Se parte de una señora pereza corporal generada en mucho por las veraniegas calores que tanto consiguen aplomarme, demasiadas horas de sueño contraídas y un estado general de aburrimiento y sorongo, con su consiguiente desasosiego; digamos, un estado de orinienta apatía, de desinspiración, de latente provisionalidad. Ahí se anda la pandemia, pero al día de hoy el pueblo está, por fortuna, tranquilo; mas me pesa cuánto tiempo de solitaria reclusión, por unas u otras, arrastro; de hecho, este es el cuarto ejercicio que abro. Los otros tres se hayan en suspenso, a la espera de nuevas luces o ánimos. También, en razón de la evolución que está tomando la historia de nuestros días, me viene pareciendo que va siendo hora de escribir la segunda parte del cuento de miedo, pero sucede que no termino de verlo en el papel.
Llevando en estas cerca de una semana, me he animado a leer El juego del ángel, de Carlos Ruiz Zafón –autor en el que estoy virgen y a quien, para mi bien, ya le he empezado a dedicar algunos, bastantes, aplausos, aunque todavía sea un poco pronto para pronunciarme en relación a cuestiones de mayor envergadura.
Una colateral forma de romper el hielo de la desgana o de meter cuña, a ver si acaso entro en vena y… ¡me arranco!
Pero para darme a la escritura necesito de una causa que, fuera de este propio ejercicio que a la sazón cubro, no encuentro. Así mis días son decaídos, incoloros, ni fu ni fa, e incluso un tanto molestos, en tanto me embarga y mina la sensación de estar lisa y llanamente perdiendo ese bien tan precioso como único que es el tiempo. Tampoco es que me rechinen los dientes, cual me ha sucedido en otras ocasiones. El oficio de escritor tiene estas cosas, que suceden precisamente porque ante todo uno se sabe escritor, y la tinta viene a ser su savia.
Estar en blanco ante un folio en blanco es como un vacío de ruido blanco, nada nítido a lo que dedicarse, dejadez supina, desorientación plena y mucho resquemor y otras adversas licencias de por medio, en tanto uno se sabe, de brazos caídos, al acecho de nada y, a la par, de un supuesto todo que no termina de vislumbrarse.
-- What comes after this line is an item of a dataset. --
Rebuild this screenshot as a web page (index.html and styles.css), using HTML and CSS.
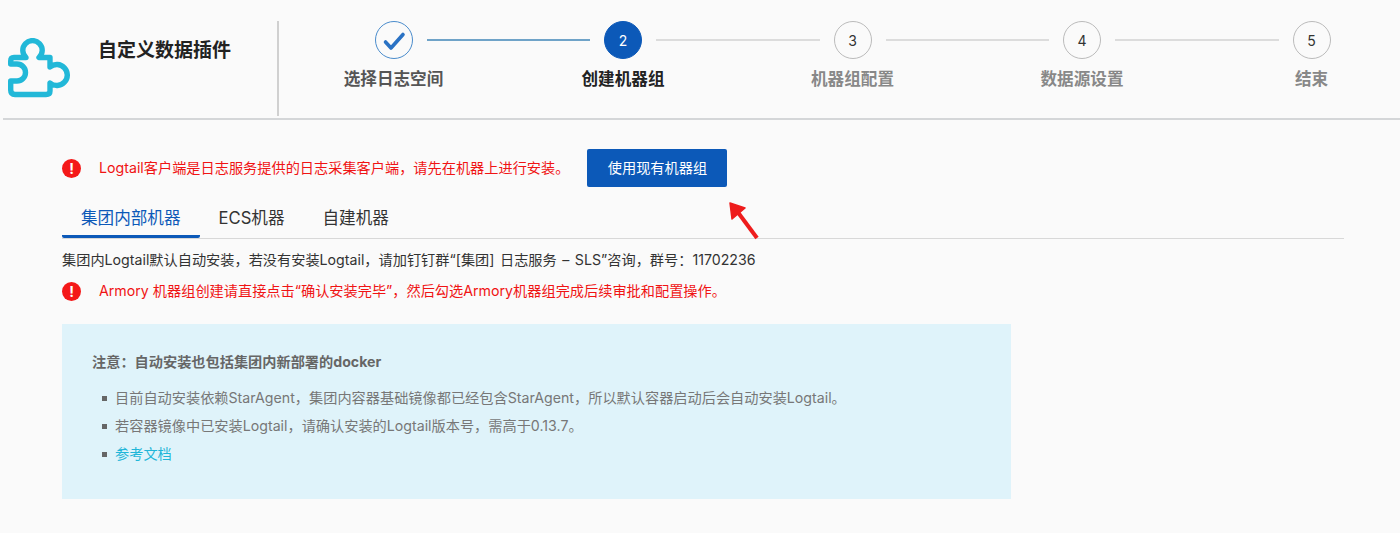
FILE: index.html
```html
<!DOCTYPE html>
<html lang="zh-CN">
  <head>
    <meta charset="UTF-8" />
    <meta name="viewport" content="width=device-width, initial-scale=1.0" />
    <title>自定义数据插件</title>
    <link rel="stylesheet" href="styles.css">
  </head>
  <body>
    <header class="wizard-header">
      <div class="brand">
        <svg class="brand-logo" viewBox="8 38 62 60" width="62" height="60">
          <path d="M26 57.5A9.7 9.7 0 1 1 39 57.5H50V67A10.5 10.5 0 1 1 50 83V91Q50 94.5 46 94.5H15Q10.7 94.5 10.7 90V81H17A8.5 8.5 0 0 0 17 64H10.7V61Q10.7 57.5 14 57.5Z" fill="none" stroke="#22b8d8" stroke-width="5.4" stroke-linejoin="round" />
        </svg>
        <div class="brand-title">自定义数据插件</div>
      </div>
      <div class="steps">
        <div class="step step-done">
          <div class="step-circle">
            <svg viewBox="0 0 24 24" width="24" height="24">
              <path d="M3.5 14L9 20L21 6.5" fill="none" stroke="#2a72c4" stroke-width="3.6" stroke-linecap="round" stroke-linejoin="round" />
            </svg>
          </div>
          <div class="step-label">选择日志空间</div>
        </div>
        <div class="step-line step-line-done"></div>
        <div class="step step-active">
          <div class="step-circle">2</div>
          <div class="step-label">创建机器组</div>
        </div>
        <div class="step-line"></div>
        <div class="step">
          <div class="step-circle">3</div>
          <div class="step-label">机器组配置</div>
        </div>
        <div class="step-line"></div>
        <div class="step">
          <div class="step-circle">4</div>
          <div class="step-label">数据源设置</div>
        </div>
        <div class="step-line"></div>
        <div class="step">
          <div class="step-circle">5</div>
          <div class="step-label">结束</div>
        </div>
      </div>
    </header>

    <main class="content">
      <div class="notice notice-top">
        <span class="notice-icon">!</span>
        <span class="notice-text">Logtail客户端是日志服务提供的日志采集客户端，请先在机器上进行安装。</span>
        <button class="primary-btn">使用现有机器组</button>
        <svg class="arrow" viewBox="0 0 40 44" width="40" height="44">
          <path d="M29 38L6 7" fill="none" stroke="#ee1c1c" stroke-width="4" />
          <path d="M2 3L17 8L4 19Z" fill="#ee1c1c" stroke="#ee1c1c" stroke-width="1.5" stroke-linejoin="round" />
        </svg>
      </div>

      <div class="tabs">
        <div class="tab tab-active">集团内部机器</div>
        <div class="tab">ECS机器</div>
        <div class="tab">自建机器</div>
      </div>

      <p class="intro">集团内Logtail默认自动安装，若没有安装Logtail，请加钉钉群“[集团] 日志服务 – SLS”咨询，群号：11702236</p>

      <div class="notice notice-second">
        <span class="notice-icon">!</span>
        <span class="notice-text">Armory 机器组创建请直接点击“确认安装完毕”，然后勾选Armory机器组完成后续审批和配置操作。</span>
      </div>

      <section class="info-box">
        <h4>注意：自动安装也包括集团内新部署的docker</h4>
        <ul>
          <li>目前自动安装依赖StarAgent，集团内容器基础镜像都已经包含StarAgent，所以默认容器启动后会自动安装Logtail。</li>
          <li>若容器镜像中已安装Logtail，请确认安装的Logtail版本号，需高于0.13.7。</li>
          <li><a href="#">参考文档</a></li>
        </ul>
      </section>
    </main>
  </body>
</html>
```

FILE: styles.css
```css
* {
  box-sizing: border-box;
  margin: 0;
  padding: 0;
}

body {
  font-family: Inter, "Noto Sans CJK SC", sans-serif;
  background: #fafafa;
  color: #333;
  font-size: 14.2px;
  overflow: hidden;
}

.wizard-header {
  display: flex;
  height: 120px;
  margin-left: 3px;
  border-bottom: 2px solid #d4d6d8;
}

.brand {
  display: flex;
  align-items: flex-start;
  width: 276px;
  height: 95px;
  margin-top: 21px;
  padding-left: 5px;
  border-right: 2px solid #d0d0d0;
}

.brand-logo {
  margin-top: 17px;
}

.brand-title {
  margin: 16px 0 0 28px;
  font-size: 19px;
  line-height: 27px;
  font-weight: bold;
  color: #222;
}

.steps {
  display: flex;
  align-items: flex-start;
  margin: 21px 0 0 95.5px;
}

.step {
  display: flex;
  flex-direction: column;
  align-items: center;
  width: 38px;
}

.step-circle {
  display: flex;
  align-items: center;
  justify-content: center;
  width: 38px;
  height: 38px;
  border: 1.5px solid #bbb;
  border-radius: 50%;
  font-size: 14px;
  color: #333;
}

.step-label {
  margin-top: 8px;
  font-size: 16.6px;
  line-height: 24px;
  font-weight: bold;
  color: #888;
  white-space: nowrap;
}

.step-done .step-circle {
  border-color: #4a8ccc;
}

.step-done .step-label {
  color: #555;
}

.step-active .step-circle {
  background: #0c59b8;
  border-color: #0c59b8;
  color: #fff;
}

.step-active .step-label {
  color: #222;
}

.step-line {
  width: 163.5px;
  height: 2px;
  margin: 18px 14px 0;
  background: #dcdcdc;
}

.step-line-done {
  background: #6fa3c8;
}

.content {
  padding: 29px 56px 0 62px;
}

.notice {
  display: flex;
  align-items: center;
  color: #f01414;
}

.notice-top {
  position: relative;
  height: 38px;
}

.notice-text {
  padding-bottom: 2px;
}

.notice-icon {
  display: flex;
  align-items: center;
  justify-content: center;
  flex: none;
  width: 19px;
  height: 19px;
  margin-right: 18px;
  border-radius: 50%;
  background: #f41818;
  color: #fff;
  font-size: 14px;
  font-weight: bold;
}

.primary-btn {
  width: 140px;
  height: 38px;
  margin-left: 18px;
  padding-bottom: 2px;
  border: none;
  border-radius: 2px;
  background: #0c59b8;
  color: #fff;
  font-family: inherit;
  font-size: 14.2px;
}

.arrow {
  position: absolute;
  left: 666px;
  top: 51px;
}

.tabs {
  display: flex;
  margin-top: 14px;
  border-bottom: 1px solid #d8d8d8;
}

.tab {
  padding: 0 19px;
  height: 37px;
  line-height: 35px;
  font-size: 16.6px;
  color: #333;
}

.tab-active {
  color: #0c59b8;
  border-bottom: 3px solid #0c59b8;
  border-radius: 2px;
  margin-bottom: -1px;
}

.intro {
  margin-top: 11px;
  line-height: 20px;
  word-spacing: 1.5px;
}

.notice-second {
  margin-top: 11px;
  height: 20px;
}

.info-box {
  width: 949px;
  height: 175px;
  margin-top: 23px;
  padding: 28px 30px;
  background: #dff3fa;
  color: #777;
}

.info-box h4 {
  font-size: 14.2px;
  line-height: 20px;
  color: #666;
}

.info-box ul {
  margin-top: 12px;
  list-style: none;
}

.info-box li {
  position: relative;
  height: 28px;
  line-height: 28px;
  padding-left: 23px;
}

.info-box li::before {
  content: "";
  position: absolute;
  left: 10px;
  top: 12px;
  width: 5px;
  height: 5px;
  background: #666;
}

.info-box a {
  color: #1fb6d8;
  text-decoration: none;
}
```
A menudo huyo, sucede que me escapo provisionalmente del tortuoso folio en blanco, distrayéndome con las posibilidades de Internet o mi propia vida, y regreso de nuevo a él, preguntándome, mas sin atinar aún pie con bola.
Cierto es que me veo bastante incomodado por cuan convulso está el país y el mundo con el asunto de la pandemia, y que tengo una cierta borrachera de anecdóticas informaciones y desinformaciones muy próxima a la saturación del más y más de lo mismo, consulte la fuente que consulte. Por el bien de mi creatividad entiendo que debo deslindarme siquiera un poco de tanta actualidad afilada, lo que pasa es que es tan morbosa y macabra… tan apabullante e histórica…
En estas, tan descafeinadas y futiles, quisiera estar a bordo de una narración, a caballo de sus personajes, imbuido en sus tramas, pero no es así, y por eso he optado por la muletilla que este texto supone, una tirita no más, un ejercicio llamado a curar dicho vacío y que se me ha ocurrido al padecerlo, en aras de sortearlo fecundamente y poder pasar página.
Sé que no es una cuestión de esterilidad creativa, sino de una suma de abulias de muy diversas índoles; si no, yo soy de los que le pegan una patada a una piedra y sacan tres relatos, pero la transitoria desgana en que yazco también necesita, como fase intermedia, de su tiempo y oportunidades. Asimismo, me supone saber que soy humano, y por tanto un ser sujeto a contingentalidades y rachas, crisis y resquemores.
Cuando me hallo en estas tan bajas horas, me recuerdo en el polo opuesto, y me parece un poco mentira que tales extremos puedan darse en mí; entonces deseo reactivarme, mas sé que tal anhelo, lejos de ser un asunto puntual, es una cuestión holística. Entonces acudo a una estrategia minimalista y, por ejemplo, tiro de alguna absorbente lectura, y, en cuanto esta me gana, noto que algo en mí se despabila y que, cambiándome unos enteros el chip, comienzo a ser yo.
Alguna vez me he preguntado hacia qué nada van a parar los textos que no se escriben, aquellos que en sus momentos nos logran iluminar y que, por lo que sea, no los hemos rescatado. ¿Serán estos en verdad nuestros más honestos y evaporados folios en blanco?